Question 5.3

Is the abbreviated pointer comparison ``if(p)'' to test for non-null pointers valid? What if the internal representation for null pointers is nonzero?

When C requires the Boolean value of an expression (in the if, while, for, and do statements, and with the &&, ||, !, and ?: operators), a false value is inferred when the expression compares equal to zero, and a true value otherwise. That is, whenever one writes

	if(expr)

where ``expr'' is any expression at all, the compiler essentially acts as if it had been written as

	if((expr) != 0)

Substituting the trivial pointer expression ``p'' for ``expr,'' we have

	if(p)	is equivalent to	if(p != 0)

and this is a comparison context, so the compiler can tell that the (implicit) 0 is actually a null pointer constant, and use the correct null pointer value. There is no trickery involved here; compilers do work this way, and generate identical code for both constructs.
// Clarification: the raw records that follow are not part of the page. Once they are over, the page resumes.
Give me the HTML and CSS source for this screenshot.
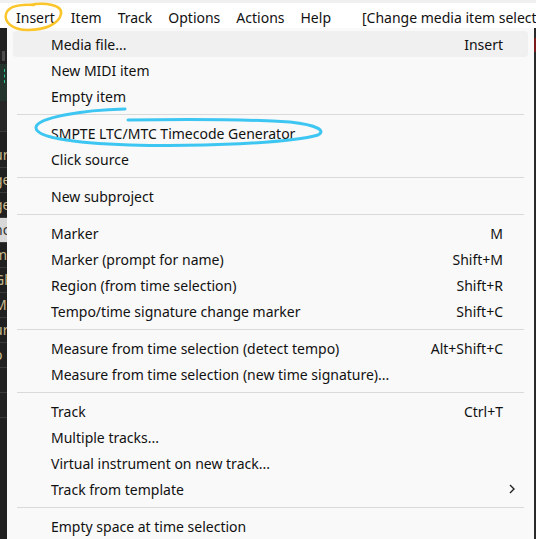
FILE: index.html
```html
<!DOCTYPE html>
<html>
<head>
<meta charset="utf-8">
<link rel="stylesheet" href="styles.css">
</head>
<body>
<div class="screen">
  <div class="topstrip"></div>
  <div class="menubar">
    <span class="mb">Insert</span>
    <span class="mb">Item</span>
    <span class="mb">Track</span>
    <span class="mb">Options</span>
    <span class="mb">Actions</span>
    <span class="mb">Help</span>
    <span class="mb title">[Change media item selection]</span>
  </div>
  <div class="below">
    <div class="leftstrip">
      <div class="ls ls-grey"></div>
      <div class="ls ls-green"><span class="dash"></span></div>
      <div class="ls ls-dark"></div>
      <div class="ls ls-line"></div>
      <div class="ls ls-txt">ur</div>
      <div class="ls ls-txt">ge</div>
      <div class="ls ls-txt">ge</div>
      <div class="ls ls-txt ls-sel">nc</div>
      <div class="ls ls-txt">m</div>
      <div class="ls ls-txt">Gl</div>
      <div class="ls ls-txt">M</div>
      <div class="ls ls-txt">ur</div>
      <div class="ls ls-txt">o</div>
      <div class="ls ls-txt"></div>
      <div class="ls ls-txt"></div>
    </div>
    <div class="menu">
      <div class="row hover"><span class="label">Media file...</span><span class="key">Insert</span></div>
      <div class="row"><span class="label">New MIDI item</span></div>
      <div class="row"><span class="label">Empty item</span></div>
      <div class="sep"></div>
      <div class="row"><span class="label">SMPTE LTC/MTC Timecode Generator</span></div>
      <div class="row"><span class="label">Click source</span></div>
      <div class="sep"></div>
      <div class="row"><span class="label">New subproject</span></div>
      <div class="sep"></div>
      <div class="row"><span class="label">Marker</span><span class="key">M</span></div>
      <div class="row"><span class="label">Marker (prompt for name)</span><span class="key">Shift+M</span></div>
      <div class="row"><span class="label">Region (from time selection)</span><span class="key">Shift+R</span></div>
      <div class="row"><span class="label">Tempo/time signature change marker</span><span class="key">Shift+C</span></div>
      <div class="sep"></div>
      <div class="row"><span class="label">Measure from time selection (detect tempo)</span><span class="key">Alt+Shift+C</span></div>
      <div class="row"><span class="label">Measure from time selection (new time signature)...</span></div>
      <div class="sep"></div>
      <div class="row"><span class="label">Track</span><span class="key">Ctrl+T</span></div>
      <div class="row"><span class="label">Multiple tracks...</span></div>
      <div class="row"><span class="label">Virtual instrument on new track...</span></div>
      <div class="row"><span class="label">Track from template</span><svg class="arrow" width="8" height="12" viewBox="0 0 8 12"><path d="M2 2 L6 6 L2 10" fill="none" stroke="#222" stroke-width="1.4"/></svg></div>
      <div class="sep"></div>
      <div class="row"><span class="label">Empty space at time selection</span></div>
    </div>
    <div class="rightstrip"><div class="rs-red"></div></div>
  </div>
  <svg class="annot" width="536" height="539" viewBox="0 0 536 539">
    <path d="M30 5 C45 2, 63 5, 61 14 C59 24, 45 30, 28 30 C12 30, 4 22, 6 14 C8 7, 18 4, 34 5" fill="none" stroke="#fcc62a" stroke-width="2.5" stroke-linecap="round"/>
    <path d="M125 109 C80 110, 38 118, 36 127 C35 137, 70 143, 130 145 C200 147, 290 143, 318 135 C326 131, 318 125, 290 122 C240 119, 180 119, 128 120" fill="none" stroke="#3ec6f2" stroke-width="3" stroke-linecap="round"/>
  </svg>
</div>
</body>
</html>
```

FILE: styles.css
```css
* { box-sizing: border-box; }
html, body { margin: 0; padding: 0; }
body {
  width: 536px;
  height: 539px;
  overflow: hidden;
  background: #1f1f1f;
  font-family: "Noto Sans", "Open Sans", sans-serif;
}
.screen {
  position: relative;
  width: 536px;
  height: 539px;
  display: flex;
  flex-direction: column;
}
.topstrip {
  height: 3px;
  background: #f0f0f0;
}
.menubar {
  height: 25px;
  background: #ffffff;
  display: flex;
  align-items: center;
  padding-left: 16px;
  padding-top: 3px;
  gap: 16px;
  font-size: 14px;
  color: #111;
  white-space: nowrap;
  overflow: hidden;
}
.mb.title { margin-left: 15px; }
.below {
  flex: 1;
  display: flex;
  min-height: 0;
}
.leftstrip {
  width: 7px;
  background: #202020;
  display: flex;
  flex-direction: column;
  overflow: hidden;
  padding-top: 23px;
}
.ls { flex: none; }
.ls-grey { height: 10px; background: #4a4a4a; width: 3px; margin-left: 2px; }
.ls-green { height: 37px; background: #23342d; position: relative; margin-top: 3px; }
.dash { position: absolute; left: 4px; top: 5px; width: 1px; height: 14px; border-left: 1px dashed #27c08a; }
.ls-dark { height: 30px; background: #262626; }
.ls-line { height: 12px; border-top: 1px solid #3a3a3a; }
.ls-txt {
  height: 25px;
  border-bottom: 1px solid #3a3a3a;
  color: #c8b88a;
  font-size: 14px;
  line-height: 24px;
  margin-left: -6px;
}
.ls-sel { background: #d8d8d8; color: #333; }
.menu {
  flex: 1;
  background: #f9f9f9;
  padding-top: 3px;
  font-size: 14px;
  color: #111;
}
.row {
  height: 26px;
  margin: 0 6px;
  padding: 0 25px 0 38px;
  display: flex;
  align-items: center;
  justify-content: space-between;
  border-radius: 4px;
  white-space: nowrap;
}
.row.hover { background: #f0f0f0; }
.key { text-align: right; }
.arrow { margin-right: -13px; }
.sep {
  height: 11px;
  margin: 0 10px;
  display: flex;
  align-items: center;
}
.sep::before {
  content: "";
  flex: 1;
  height: 1px;
  background: #dadada;
}
.rightstrip {
  width: 2px;
  background: #2a2a2a;
  position: relative;
}
.rs-red { margin-top: 10px; height: 14px; background: #7a1a1a; }
.annot {
  position: absolute;
  left: 0;
  top: 0;
  pointer-events: none;
}
```
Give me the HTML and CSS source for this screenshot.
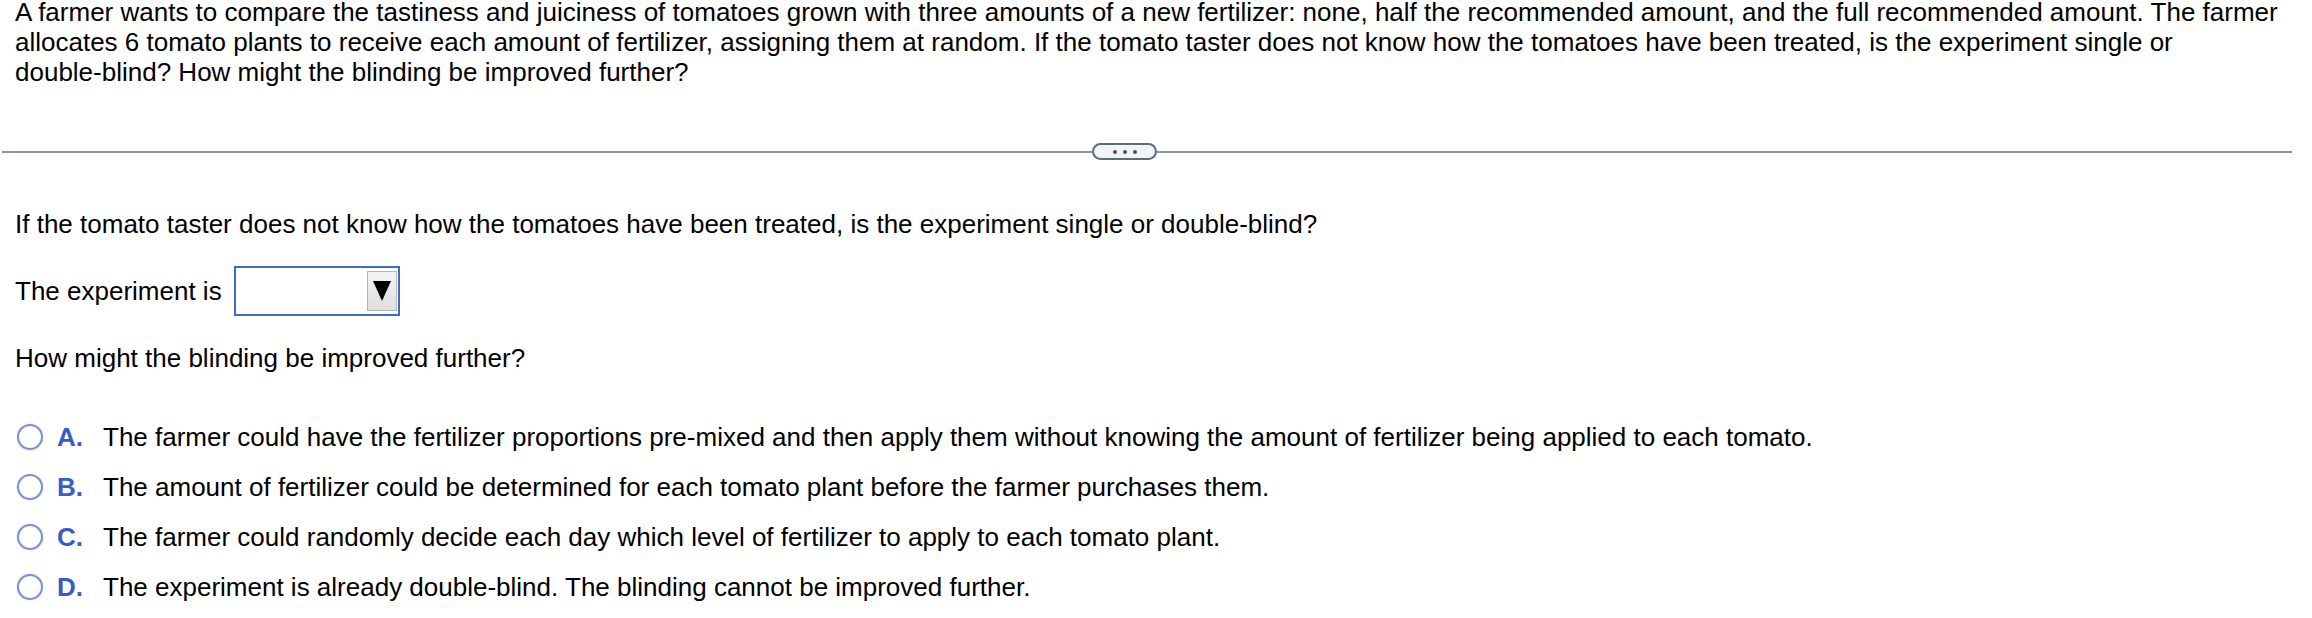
FILE: index.html
```html
<!DOCTYPE html>
<html>
<head>
<meta charset="utf-8">
<link rel="stylesheet" href="styles.css">
</head>
<body>
<div class="page">
  <p class="stem">A farmer wants to compare the tastiness and juiciness of tomatoes grown with three amounts of a new fertilizer: none, half the recommended amount, and the full recommended amount. The farmer allocates 6 tomato plants to receive each amount of fertilizer, assigning them at random. If the tomato taster does not know how the tomatoes have been treated, is the experiment single or <span class="nowrap">double-blind?</span> How might the blinding be improved further?</p>

  <div class="divider">
    <span class="rule rule-left"></span>
    <span class="more"><i></i><i></i><i></i></span>
    <span class="rule rule-right"></span>
  </div>

  <p class="question">If the tomato taster does not know how the tomatoes have been treated, is the experiment single or double-blind?</p>

  <div class="answer">
    <span class="label">The experiment is</span>
    <span class="select">
      <span class="select-btn">
        <svg width="18" height="22" viewBox="0 0 18 22"><polygon points="0,1 18,1 9,21" fill="#000"/></svg>
      </span>
    </span>
  </div>

  <p class="prompt">How might the blinding be improved further?</p>

  <ul class="options">
    <li class="option"><span class="radio"></span><span class="letter">A.</span><span class="text">The farmer could have the fertilizer proportions pre-mixed and then apply them without knowing the amount of fertilizer being applied to each tomato.</span></li>
    <li class="option"><span class="radio"></span><span class="letter">B.</span><span class="text">The amount of fertilizer could be determined for each tomato plant before the farmer purchases them.</span></li>
    <li class="option"><span class="radio"></span><span class="letter">C.</span><span class="text">The farmer could randomly decide each day which level of fertilizer to apply to each tomato plant.</span></li>
    <li class="option"><span class="radio"></span><span class="letter">D.</span><span class="text">The experiment is already double-blind. The blinding cannot be improved further.</span></li>
  </ul>
</div>
</body>
</html>
```
FILE: styles.css
```css
html, body {
  margin: 0;
  padding: 0;
  background: #ffffff;
}
body {
  font-family: "Liberation Sans", Arial, sans-serif;
  font-size: 26px;
  line-height: 30px;
  color: #000;
}
.page {
  padding: 0 20px 0 0;
}
p {
  margin: 0;
  padding-left: 15px;
}
.nowrap {
  white-space: nowrap;
}
.stem {
  margin-top: -3px;
}
.divider {
  display: flex;
  align-items: center;
  margin-top: 56px;
  margin-left: 2px;
  height: 17px;
}
.rule {
  height: 2px;
  background: #8a93a2;
}
.rule-left {
  width: 1090px;
}
.rule-right {
  flex: 1;
}
.more {
  box-sizing: border-box;
  width: 65px;
  height: 17px;
  border: 2px solid #5e6979;
  border-radius: 9px;
  background: #f1f3f6;
  display: flex;
  align-items: center;
  justify-content: center;
  gap: 6px;
}
.more i {
  width: 4px;
  height: 4px;
  border-radius: 50%;
  background: #4b5361;
}
.question {
  margin-top: 49px;
}
.answer {
  display: flex;
  align-items: center;
  margin-top: 27px;
  padding-left: 15px;
  height: 50px;
}
.label {
  margin-right: 12px;
}
.select {
  box-sizing: border-box;
  width: 166px;
  height: 50px;
  border: 2px solid #3a6cc8;
  display: flex;
  justify-content: flex-end;
  align-items: flex-start;
  padding: 3px 1px 0 0;
}
.select-btn {
  box-sizing: border-box;
  width: 30px;
  height: 40px;
  border: 1px solid #b4b4b4;
  background: linear-gradient(#f4f4f4, #dedede);
  display: flex;
  align-items: center;
  justify-content: center;
}
.prompt {
  margin-top: 27px;
}
.options {
  list-style: none;
  margin: 39px 0 0 0;
  padding: 0;
}
.option {
  display: flex;
  align-items: center;
  height: 50px;
}
.radio {
  box-sizing: border-box;
  width: 26px;
  height: 26px;
  margin-left: 17px;
  border: 2.5px solid #7b90d6;
  border-radius: 50%;
  box-shadow: 0 0 1.5px #b3c0ec, inset 0 0 1px #b3c0ec;
  flex: none;
}
.letter {
  width: 46px;
  margin-left: 14px;
  font-weight: bold;
  color: #3a5bc7;
  flex: none;
}
.text {
  white-space: nowrap;
}
```
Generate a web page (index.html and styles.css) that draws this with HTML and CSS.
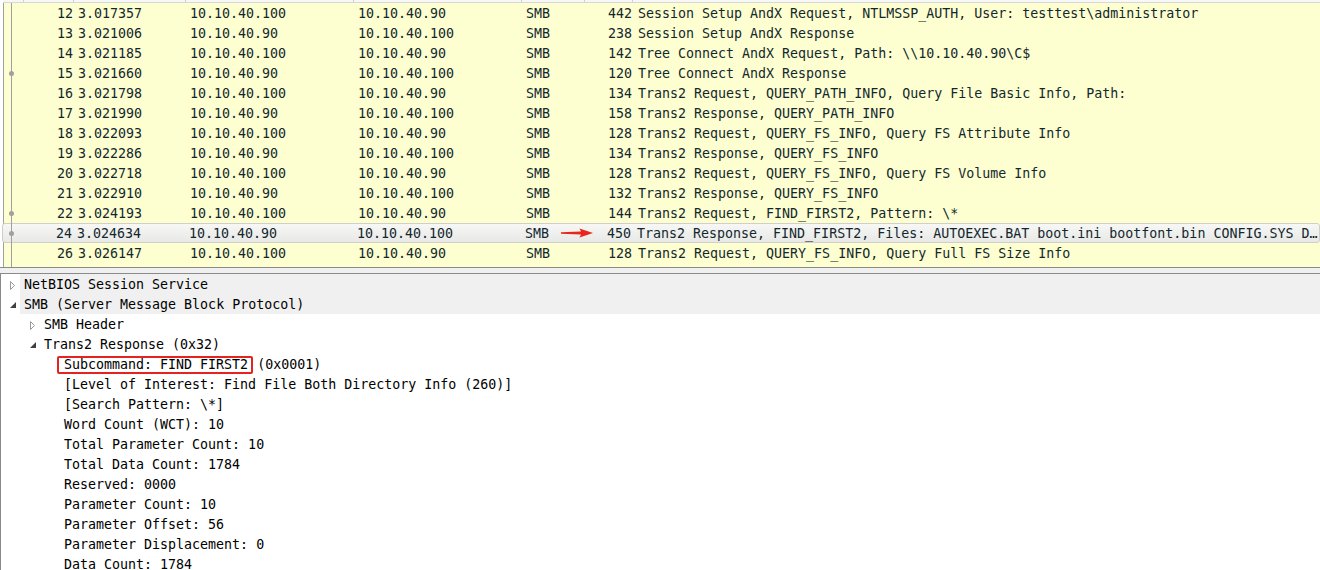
FILE: index.html
```html
<!DOCTYPE html>
<html>
<head>
<meta charset="utf-8">
<link rel="stylesheet" href="styles.css">
</head>
<body>
<div class="app">
  <div class="list">
    <div class="hdr">
      <span></span><span></span><span></span><span></span><span></span><span></span><span></span><span class="last"></span>
    </div>
    <div class="row"><span class="mk"></span><span class="no">12</span><span class="c">3.017357</span><span class="c">10.10.40.100</span><span class="c">10.10.40.90</span><span class="c">SMB</span><span class="len">442</span><span class="info">Session Setup AndX Request, NTLMSSP_AUTH, User: testtest\administrator</span></div>
    <div class="row"><span class="mk"></span><span class="no">13</span><span class="c">3.021006</span><span class="c">10.10.40.90</span><span class="c">10.10.40.100</span><span class="c">SMB</span><span class="len">238</span><span class="info">Session Setup AndX Response</span></div>
    <div class="row"><span class="mk"></span><span class="no">14</span><span class="c">3.021185</span><span class="c">10.10.40.100</span><span class="c">10.10.40.90</span><span class="c">SMB</span><span class="len">142</span><span class="info">Tree Connect AndX Request, Path: \\10.10.40.90\C$</span></div>
    <div class="row"><span class="mk dot"></span><span class="no">15</span><span class="c">3.021660</span><span class="c">10.10.40.90</span><span class="c">10.10.40.100</span><span class="c">SMB</span><span class="len">120</span><span class="info">Tree Connect AndX Response</span></div>
    <div class="row"><span class="mk"></span><span class="no">16</span><span class="c">3.021798</span><span class="c">10.10.40.100</span><span class="c">10.10.40.90</span><span class="c">SMB</span><span class="len">134</span><span class="info">Trans2 Request, QUERY_PATH_INFO, Query File Basic Info, Path:</span></div>
    <div class="row"><span class="mk"></span><span class="no">17</span><span class="c">3.021990</span><span class="c">10.10.40.90</span><span class="c">10.10.40.100</span><span class="c">SMB</span><span class="len">158</span><span class="info">Trans2 Response, QUERY_PATH_INFO</span></div>
    <div class="row"><span class="mk"></span><span class="no">18</span><span class="c">3.022093</span><span class="c">10.10.40.100</span><span class="c">10.10.40.90</span><span class="c">SMB</span><span class="len">128</span><span class="info">Trans2 Request, QUERY_FS_INFO, Query FS Attribute Info</span></div>
    <div class="row"><span class="mk"></span><span class="no">19</span><span class="c">3.022286</span><span class="c">10.10.40.90</span><span class="c">10.10.40.100</span><span class="c">SMB</span><span class="len">134</span><span class="info">Trans2 Response, QUERY_FS_INFO</span></div>
    <div class="row"><span class="mk"></span><span class="no">20</span><span class="c">3.022718</span><span class="c">10.10.40.100</span><span class="c">10.10.40.90</span><span class="c">SMB</span><span class="len">128</span><span class="info">Trans2 Request, QUERY_FS_INFO, Query FS Volume Info</span></div>
    <div class="row"><span class="mk"></span><span class="no">21</span><span class="c">3.022910</span><span class="c">10.10.40.90</span><span class="c">10.10.40.100</span><span class="c">SMB</span><span class="len">132</span><span class="info">Trans2 Response, QUERY_FS_INFO</span></div>
    <div class="row"><span class="mk dot"></span><span class="no">22</span><span class="c">3.024193</span><span class="c">10.10.40.100</span><span class="c">10.10.40.90</span><span class="c">SMB</span><span class="len">144</span><span class="info">Trans2 Request, FIND_FIRST2, Pattern: \*</span></div>
    <div class="row sel"><span class="mk dot"></span><span class="no">24</span><span class="c">3.024634</span><span class="c">10.10.40.90</span><span class="c">10.10.40.100</span><span class="c proto">SMB<svg class="arrow" width="32" height="10" viewBox="0 0 32 10"><polygon points="0,4.3 20,3.6 18.5,0.5 32,5 18.5,9.5 20,6.4 0,5.7" fill="#e8261c"/></svg></span><span class="len">450</span><span class="info">Trans2 Response, FIND_FIRST2, Files: AUTOEXEC.BAT boot.ini bootfont.bin CONFIG.SYS D…</span></div>
    <div class="row"><span class="mk"></span><span class="no">26</span><span class="c">3.026147</span><span class="c">10.10.40.100</span><span class="c">10.10.40.90</span><span class="c">SMB</span><span class="len">128</span><span class="info">Trans2 Request, QUERY_FS_INFO, Query Full FS Size Info</span></div>
    <div class="fill"></div>
  </div>
  <div class="split"></div>
  <div class="tree">
    <div class="node top l0"><span class="exp"><svg width="7" height="11" viewBox="0 0 7 11"><polygon points="1.5,1.5 5.5,5.5 1.5,9.5" fill="none" stroke="#9a9a9a" stroke-width="1"/></svg></span><span class="lbl">NetBIOS Session Service</span></div>
    <div class="node top l0"><span class="exp"><svg width="8" height="8" viewBox="0 0 8 8"><polygon points="7,1 7,7 1,7" fill="#404040"/></svg></span><span class="lbl">SMB (Server Message Block Protocol)</span></div>
    <div class="node l1"><span class="exp"><svg width="7" height="11" viewBox="0 0 7 11"><polygon points="1.5,1.5 5.5,5.5 1.5,9.5" fill="none" stroke="#9a9a9a" stroke-width="1"/></svg></span><span class="lbl">SMB Header</span></div>
    <div class="node l1"><span class="exp"><svg width="8" height="8" viewBox="0 0 8 8"><polygon points="7,1 7,7 1,7" fill="#404040"/></svg></span><span class="lbl">Trans2 Response (0x32)</span></div>
    <div class="node l2"><span class="lbl"><span class="box">Subcommand: FIND FIRST2</span>(0x0001)</span></div>
    <div class="node l2"><span class="lbl">[Level of Interest: Find File Both Directory Info (260)]</span></div>
    <div class="node l2"><span class="lbl">[Search Pattern: \*]</span></div>
    <div class="node l2"><span class="lbl">Word Count (WCT): 10</span></div>
    <div class="node l2"><span class="lbl">Total Parameter Count: 10</span></div>
    <div class="node l2"><span class="lbl">Total Data Count: 1784</span></div>
    <div class="node l2"><span class="lbl">Reserved: 0000</span></div>
    <div class="node l2"><span class="lbl">Parameter Count: 10</span></div>
    <div class="node l2"><span class="lbl">Parameter Offset: 56</span></div>
    <div class="node l2"><span class="lbl">Parameter Displacement: 0</span></div>
    <div class="node l2"><span class="lbl">Data Count: 1784</span></div>
  </div>
</div>
</body>
</html>
```
FILE: styles.css
```css
html, body {
  margin: 0;
  padding: 0;
  background: #ffffff;
  overflow: hidden;
}
.app {
  width: 1320px;
  height: 570px;
  display: flex;
  flex-direction: column;
  font-family: "DejaVu Sans Mono", "Liberation Mono", monospace;
  font-size: 13.3px;
  overflow: hidden;
}
.list {
  height: 267px;
  flex-shrink: 0;
  display: flex;
  flex-direction: column;
  background: #feffd0;
  border-left: 1px solid #a0a0a0;
  margin-left: 3px;
  color: #12272e;
  position: relative;
}
.hdr {
  height: 3px;
  flex-shrink: 0;
  display: grid;
  grid-template-columns: 21px 50px 112px 168px 168px 63px 48px 1fr;
  background: #f7f7f7;
  border-bottom: 1px solid #d8d8d8;
  box-sizing: border-box;
  margin-left: -1px;
}
.hdr span {
  border-right: 1px solid #d0d0d0;
}
.hdr span.last {
  border-right: none;
}
.row {
  height: 20px;
  flex-shrink: 0;
  line-height: 20px;
  padding-top: 1px;
  display: grid;
  grid-template-columns: 21px 50px 112px 168px 168px 63px 48px 1fr;
  white-space: nowrap;
  position: relative;
  box-sizing: border-box;
}
.row span {
  overflow: hidden;
  line-height: 19px;
}
.row .c {
  padding-left: 3px;
}
.row .no, .row .len {
  text-align: right;
  padding-right: 2px;
}
.row .info {
  padding-left: 4px;
}
.mk {
  position: relative;
  margin-top: -1px;
  height: 20px;
  background: linear-gradient(#a0a0a0, #a0a0a0) no-repeat 7px 0 / 1px 100%;
}
.mk.dot::after {
  content: "";
  position: absolute;
  left: 5px;
  top: 8px;
  width: 5px;
  height: 5px;
  border-radius: 50%;
  background: #a0a0a0;
}
.row.sel {
  background: linear-gradient(#f7f7f5, #e8e8e6);
  border: 1px solid #cfcfcd;
  border-radius: 3px;
  margin-left: -2px;
  padding-left: 1px;
  padding-top: 1px;
  grid-template-columns: 20px 50px 112px 168px 168px 63px 48px 1fr;
}
.row.sel span {
  line-height: 17px;
}
.row.sel .mk {
  margin-top: -2px;
}
.row.sel .mk.dot::after {
  top: 8px;
}
.proto {
  position: relative;
  overflow: visible !important;
}
.arrow {
  position: absolute;
  left: 39px;
  top: 3px;
}
.fill {
  flex: 1;
  background: linear-gradient(#a0a0a0, #a0a0a0) no-repeat 7px 0 / 1px 100%;
}
.split {
  height: 7px;
  flex-shrink: 0;
  background: #f0f0f0;
  border-top: 1px solid #8a8a8a;
  border-bottom: 1px solid #8a8a8a;
  box-sizing: border-box;
}
.tree {
  flex: 1;
  min-height: 0;
  overflow: hidden;
  background: #ffffff;
  border-left: 1px solid #8a8a8a;
  color: #000000;
}
.node {
  height: 20px;
  line-height: 18px;
  padding-top: 2px;
  box-sizing: border-box;
  display: flex;
  align-items: center;
  white-space: nowrap;
}
.node.top {
  background: linear-gradient(#f0f0f0, #f0f0f0) no-repeat 19px 0 / 100% 100%;
}
.node.l0 { padding-left: 3px; }
.node.l1 { padding-left: 23px; }
.node.l2 { padding-left: 63px; }
.exp {
  width: 20px;
  height: 18px;
  display: flex;
  align-items: center;
  padding-left: 5px;
  box-sizing: border-box;
}
.lbl {
  display: flex;
  align-items: center;
}
.box {
  display: inline-block;
  height: 18px;
  line-height: 14px;
  box-sizing: border-box;
  border: 2px solid #e52420;
  border-radius: 2px;
  padding: 0 3px 0 5px;
  margin-left: -7px;
  margin-right: 4px;
}
```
The internal representation of a null pointer does not matter.

The boolean negation operator, !, can be described as follows:

	!expr	is essentially equivalent to	(expr)?0:1
		or to	((expr) == 0)

which leads to the conclusion that

	if(!p)	is equivalent to	if(p == 0)

``Abbreviations'' such as if(p), though perfectly legal, are considered by some to be bad style (and by others to be good style; see question 17.10).